The new Gamble House Conservancy board has 10 members, including President David Brown, former president of the ArtCenter College of Design in Pasadena, and Robert Harris, former dean of the USC School of Architecture. The remaining members all served in various capacities for the Docent Council of the Gamble House or Friends of the Gamble House.

Art glass windows and expert joinery are but two draws to Greene & Greene's Gamble House in Pasadena.
(Ricardo DeAratanha / Los Angeles Times)

A prime example of American Arts and Crafts architecture, the Gamble House was designed by brothers Charles and Henry Greene for Procter & Gamble heir David Gamble and his wife, Mary. The house has become a tourist attraction, a magnet for architecture fans and a feather in the cap of USC’s architecture school, which has touted its stewardship of the Gamble House as well as of Frank Lloyd Wright’s Freeman House (1924).

An Oct. 7 city of Pasadena staff report to the City Council said, “Although operating, preserving, maintaining and repairing the Gamble House is a significant financial commitment that USC was well suited to take on in 1966, circumstances have changed significantly.”

Tornek said the house’s endowment now stands at about $8 million. He would not disclose the annual operating budget, but a 2018 letter to donors written by Brown said donations, ticket sales and annual earnings from the house’s endowment are “sufficient to support the house’s entire operating cost.”

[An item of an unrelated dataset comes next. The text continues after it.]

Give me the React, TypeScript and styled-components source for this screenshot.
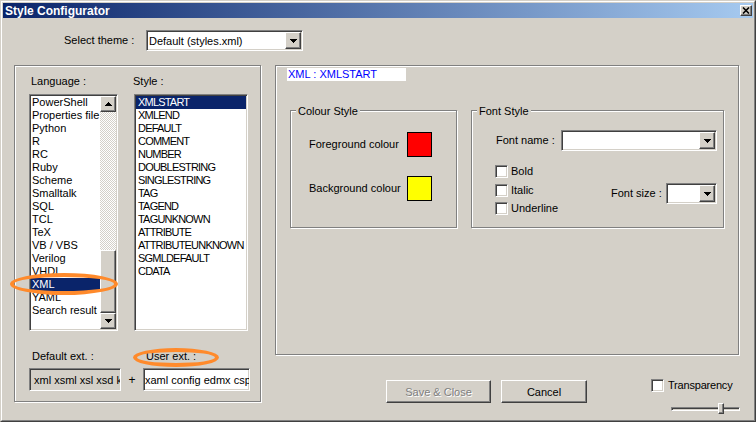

The change to the 1966 operating agreement requires court approval because the original donors of the property are deceased. If approved, the Gamble House Conservancy will maintain and operate the landmark and the city will continue to pay for utilities, landscaping and certain property maintenance in accordance with historical precedent. Public access, including tours and events at the house, “would be consistent with those in the past,” the city’s report said.